Mi ripeto, da qualche anno per Scicli, lo stesso giuramento – a Scicli noto – che pronunciò l’ing. Ignazio Emmolo nel 1924, al cospetto della Fornace Penna che si consumava tra le fiamme.
Nonostante tutto, sono intervenuto su questo argomento e in questo sito, per la passione che sempre sento per il mio impegno disciplinare e per la ricerca, alla quale ho dedicato la vita. Poi per la stima verso il moderatore. E perché la Sicilia è per i siciliani, come la donna dell’antico poeta: nec sine te, nec tecum vivere possum.
Sarò lieto di leggere gli interventi di quanti vorranno commentare questo pensiero, non mi va bene il sistema delle domande e delle risposte personali quasi telefoniche o sms, come ho visto avviene. Sono per un eventuale confronto fattivo e innanzitutto, tra gente serena, possibilmente nella comprensione dell’interlocutore che risponde. In questo senso invito il moderatore a sollecitare – almeno per questo argomento – l’identità certa degli interventi, nel sereno coraggio delle proprie posizioni e dei propri pensieri.
Considero questo intervento, come un servizio reso alla comunità.
È domenica notte – quasi lunedì – domani spedisco a Peppe, perché ho altro da fare…

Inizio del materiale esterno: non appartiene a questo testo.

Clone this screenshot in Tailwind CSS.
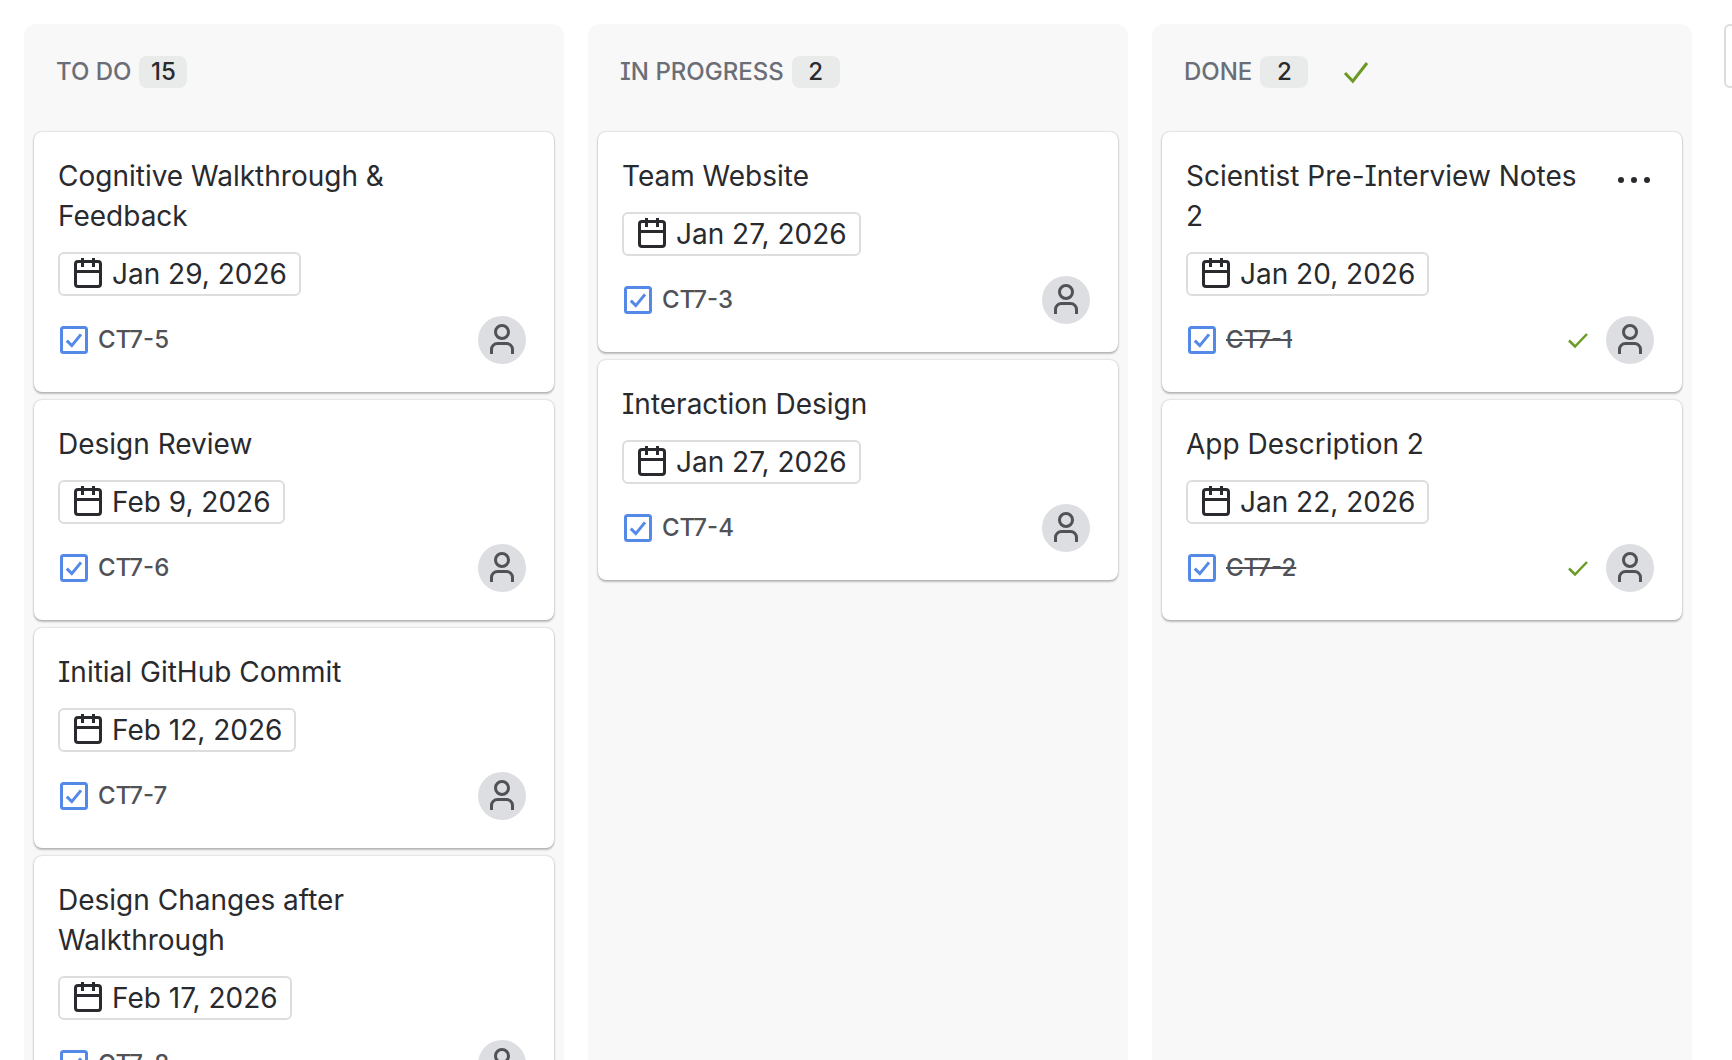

Ringrazio tutti per il contributo dato al precedente intervento, perché dalla cooperazione possano nascere solide consapevolezze e idee partecipate:
Walt Whitman – un papa’ SCICLITANO fuori sede – Un uomo libero … pincopallino. Raduc!!!
p.s. I libri che cito o citerò con i riferimenti editoriali, li ho donati e si trovano presso la biblioteca comunale di Scicli.